[Front-end source files]
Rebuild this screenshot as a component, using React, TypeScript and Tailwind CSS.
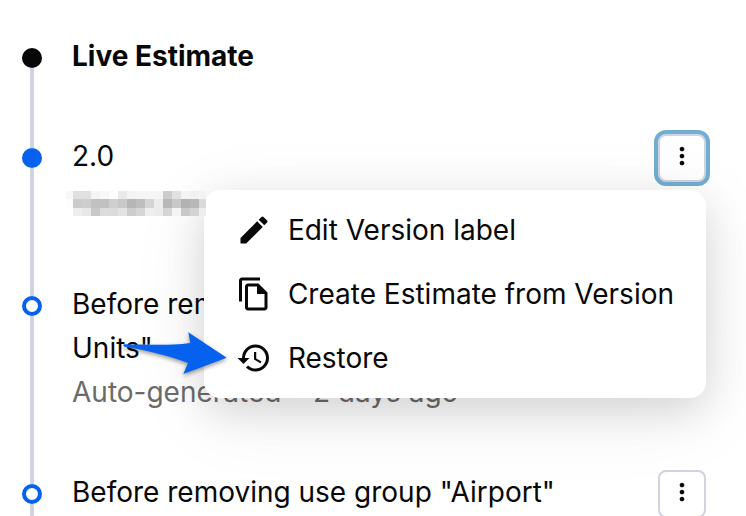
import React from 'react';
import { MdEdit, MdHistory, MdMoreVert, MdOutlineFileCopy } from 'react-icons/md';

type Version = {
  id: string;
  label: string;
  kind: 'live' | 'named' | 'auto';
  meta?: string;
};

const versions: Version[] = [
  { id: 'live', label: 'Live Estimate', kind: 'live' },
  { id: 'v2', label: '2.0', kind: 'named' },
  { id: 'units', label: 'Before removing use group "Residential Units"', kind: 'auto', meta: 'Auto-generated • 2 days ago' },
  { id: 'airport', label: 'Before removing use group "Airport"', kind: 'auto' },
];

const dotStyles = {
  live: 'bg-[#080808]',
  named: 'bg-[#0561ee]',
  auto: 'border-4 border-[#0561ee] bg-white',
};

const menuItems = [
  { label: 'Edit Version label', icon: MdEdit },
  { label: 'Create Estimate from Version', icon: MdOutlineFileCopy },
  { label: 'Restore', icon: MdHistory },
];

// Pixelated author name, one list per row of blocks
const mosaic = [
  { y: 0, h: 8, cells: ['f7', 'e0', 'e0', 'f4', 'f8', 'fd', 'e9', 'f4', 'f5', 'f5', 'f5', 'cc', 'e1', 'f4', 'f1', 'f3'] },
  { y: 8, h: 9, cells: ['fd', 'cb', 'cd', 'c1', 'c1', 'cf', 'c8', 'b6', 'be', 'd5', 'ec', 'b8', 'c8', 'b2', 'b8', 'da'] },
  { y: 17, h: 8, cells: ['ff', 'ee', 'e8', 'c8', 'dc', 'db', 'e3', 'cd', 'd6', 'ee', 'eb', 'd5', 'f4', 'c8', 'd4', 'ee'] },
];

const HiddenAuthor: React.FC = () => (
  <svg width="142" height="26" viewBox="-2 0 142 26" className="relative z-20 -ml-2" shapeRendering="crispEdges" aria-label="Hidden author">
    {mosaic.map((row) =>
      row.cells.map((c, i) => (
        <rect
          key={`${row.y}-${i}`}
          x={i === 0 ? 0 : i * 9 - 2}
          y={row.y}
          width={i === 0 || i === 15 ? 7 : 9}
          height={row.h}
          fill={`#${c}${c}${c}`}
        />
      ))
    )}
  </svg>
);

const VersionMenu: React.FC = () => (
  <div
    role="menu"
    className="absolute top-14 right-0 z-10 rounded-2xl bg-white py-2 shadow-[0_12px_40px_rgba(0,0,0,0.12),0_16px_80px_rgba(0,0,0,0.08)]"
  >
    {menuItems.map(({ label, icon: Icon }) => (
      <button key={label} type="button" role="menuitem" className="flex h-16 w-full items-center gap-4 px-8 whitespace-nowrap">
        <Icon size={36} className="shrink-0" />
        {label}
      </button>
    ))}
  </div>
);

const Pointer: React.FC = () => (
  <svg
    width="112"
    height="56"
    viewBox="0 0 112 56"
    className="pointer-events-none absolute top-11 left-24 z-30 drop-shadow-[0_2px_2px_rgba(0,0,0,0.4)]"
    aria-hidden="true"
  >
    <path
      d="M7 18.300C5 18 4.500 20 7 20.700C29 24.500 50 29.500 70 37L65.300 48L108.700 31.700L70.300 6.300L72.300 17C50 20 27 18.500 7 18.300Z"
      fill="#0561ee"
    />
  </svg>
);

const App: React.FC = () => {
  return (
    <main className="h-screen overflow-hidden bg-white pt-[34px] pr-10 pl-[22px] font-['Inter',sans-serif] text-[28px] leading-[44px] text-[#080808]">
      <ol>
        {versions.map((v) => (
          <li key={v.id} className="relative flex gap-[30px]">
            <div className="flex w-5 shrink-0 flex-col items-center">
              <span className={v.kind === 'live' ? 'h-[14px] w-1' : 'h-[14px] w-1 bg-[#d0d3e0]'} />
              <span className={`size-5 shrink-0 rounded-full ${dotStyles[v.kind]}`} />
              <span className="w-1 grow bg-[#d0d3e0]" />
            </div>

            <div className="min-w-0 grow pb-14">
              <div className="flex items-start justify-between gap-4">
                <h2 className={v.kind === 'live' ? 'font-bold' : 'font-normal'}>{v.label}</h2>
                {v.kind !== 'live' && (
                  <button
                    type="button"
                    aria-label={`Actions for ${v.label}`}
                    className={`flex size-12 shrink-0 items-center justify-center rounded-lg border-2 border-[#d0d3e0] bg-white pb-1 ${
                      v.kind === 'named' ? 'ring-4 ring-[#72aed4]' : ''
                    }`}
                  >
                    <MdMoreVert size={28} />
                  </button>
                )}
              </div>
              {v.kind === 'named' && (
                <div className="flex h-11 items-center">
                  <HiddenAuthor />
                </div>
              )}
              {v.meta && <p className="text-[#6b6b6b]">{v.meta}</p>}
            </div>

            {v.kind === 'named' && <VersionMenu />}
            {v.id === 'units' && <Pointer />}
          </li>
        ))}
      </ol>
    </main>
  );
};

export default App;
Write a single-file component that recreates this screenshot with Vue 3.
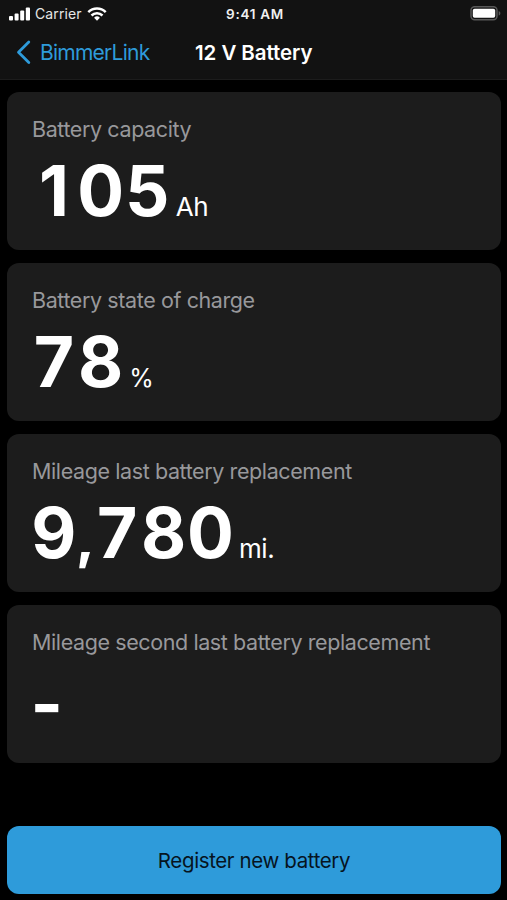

• [Task details]
Repeat verbatim all the material, but not the pictures.

• [Response to this task]
Rebuild this screenshot as a component, using React, TypeScript and Tailwind CSS.
import React from 'react';
import { MdEdit, MdHistory, MdMoreVert, MdOutlineFileCopy } from 'react-icons/md';

type Version = {
  id: string;
  label: string;
  kind: 'live' | 'named' | 'auto';
  meta?: string;
};

const versions: Version[] = [
  { id: 'live', label: 'Live Estimate', kind: 'live' },
  { id: 'v2', label: '2.0', kind: 'named' },
  { id: 'units', label: 'Before removing use group "Residential Units"', kind: 'auto', meta: 'Auto-generated • 2 days ago' },
  { id: 'airport', label: 'Before removing use group "Airport"', kind: 'auto' },
];

const dotStyles = {
  live: 'bg-[#080808]',
  named: 'bg-[#0561ee]',
  auto: 'border-4 border-[#0561ee] bg-white',
};

const menuItems = [
  { label: 'Edit Version label', icon: MdEdit },
  { label: 'Create Estimate from Version', icon: MdOutlineFileCopy },
  { label: 'Restore', icon: MdHistory },
];

// Pixelated author name, one list per row of blocks
const mosaic = [
  { y: 0, h: 8, cells: ['f7', 'e0', 'e0', 'f4', 'f8', 'fd', 'e9', 'f4', 'f5', 'f5', 'f5', 'cc', 'e1', 'f4', 'f1', 'f3'] },
  { y: 8, h: 9, cells: ['fd', 'cb', 'cd', 'c1', 'c1', 'cf', 'c8', 'b6', 'be', 'd5', 'ec', 'b8', 'c8', 'b2', 'b8', 'da'] },
  { y: 17, h: 8, cells: ['ff', 'ee', 'e8', 'c8', 'dc', 'db', 'e3', 'cd', 'd6', 'ee', 'eb', 'd5', 'f4', 'c8', 'd4', 'ee'] },
];

const HiddenAuthor: React.FC = () => (
  <svg width="142" height="26" viewBox="-2 0 142 26" className="relative z-20 -ml-2" shapeRendering="crispEdges" aria-label="Hidden author">
    {mosaic.map((row) =>
      row.cells.map((c, i) => (
        <rect
          key={`${row.y}-${i}`}
          x={i === 0 ? 0 : i * 9 - 2}
          y={row.y}
          width={i === 0 || i === 15 ? 7 : 9}
          height={row.h}
          fill={`#${c}${c}${c}`}
        />
      ))
    )}
  </svg>
);

const VersionMenu: React.FC = () => (
  <div
    role="menu"
    className="absolute top-14 right-0 z-10 rounded-2xl bg-white py-2 shadow-[0_12px_40px_rgba(0,0,0,0.12),0_16px_80px_rgba(0,0,0,0.08)]"
  >
    {menuItems.map(({ label, icon: Icon }) => (
      <button key={label} type="button" role="menuitem" className="flex h-16 w-full items-center gap-4 px-8 whitespace-nowrap">
        <Icon size={36} className="shrink-0" />
        {label}
      </button>
    ))}
  </div>
);

const Pointer: React.FC = () => (
  <svg
    width="112"
    height="56"
    viewBox="0 0 112 56"
    className="pointer-events-none absolute top-11 left-24 z-30 drop-shadow-[0_2px_2px_rgba(0,0,0,0.4)]"
    aria-hidden="true"
  >
    <path
      d="M7 18.300C5 18 4.500 20 7 20.700C29 24.500 50 29.500 70 37L65.300 48L108.700 31.700L70.300 6.300L72.300 17C50 20 27 18.500 7 18.300Z"
      fill="#0561ee"
    />
  </svg>
);

const App: React.FC = () => {
  return (
    <main className="h-screen overflow-hidden bg-white pt-[34px] pr-10 pl-[22px] font-['Inter',sans-serif] text-[28px] leading-[44px] text-[#080808]">
      <ol>
        {versions.map((v) => (
          <li key={v.id} className="relative flex gap-[30px]">
            <div className="flex w-5 shrink-0 flex-col items-center">
              <span className={v.kind === 'live' ? 'h-[14px] w-1' : 'h-[14px] w-1 bg-[#d0d3e0]'} />
              <span className={`size-5 shrink-0 rounded-full ${dotStyles[v.kind]}`} />
              <span className="w-1 grow bg-[#d0d3e0]" />
            </div>

            <div className="min-w-0 grow pb-14">
              <div className="flex items-start justify-between gap-4">
                <h2 className={v.kind === 'live' ? 'font-bold' : 'font-normal'}>{v.label}</h2>
                {v.kind !== 'live' && (
                  <button
                    type="button"
                    aria-label={`Actions for ${v.label}`}
                    className={`flex size-12 shrink-0 items-center justify-center rounded-lg border-2 border-[#d0d3e0] bg-white pb-1 ${
                      v.kind === 'named' ? 'ring-4 ring-[#72aed4]' : ''
                    }`}
                  >
                    <MdMoreVert size={28} />
                  </button>
                )}
              </div>
              {v.kind === 'named' && (
                <div className="flex h-11 items-center">
                  <HiddenAuthor />
                </div>
              )}
              {v.meta && <p className="text-[#6b6b6b]">{v.meta}</p>}
            </div>

            {v.kind === 'named' && <VersionMenu />}
            {v.id === 'units' && <Pointer />}
          </li>
        ))}
      </ol>
    </main>
  );
};

export default App;
Write a single-file component that recreates this screenshot with Vue 3.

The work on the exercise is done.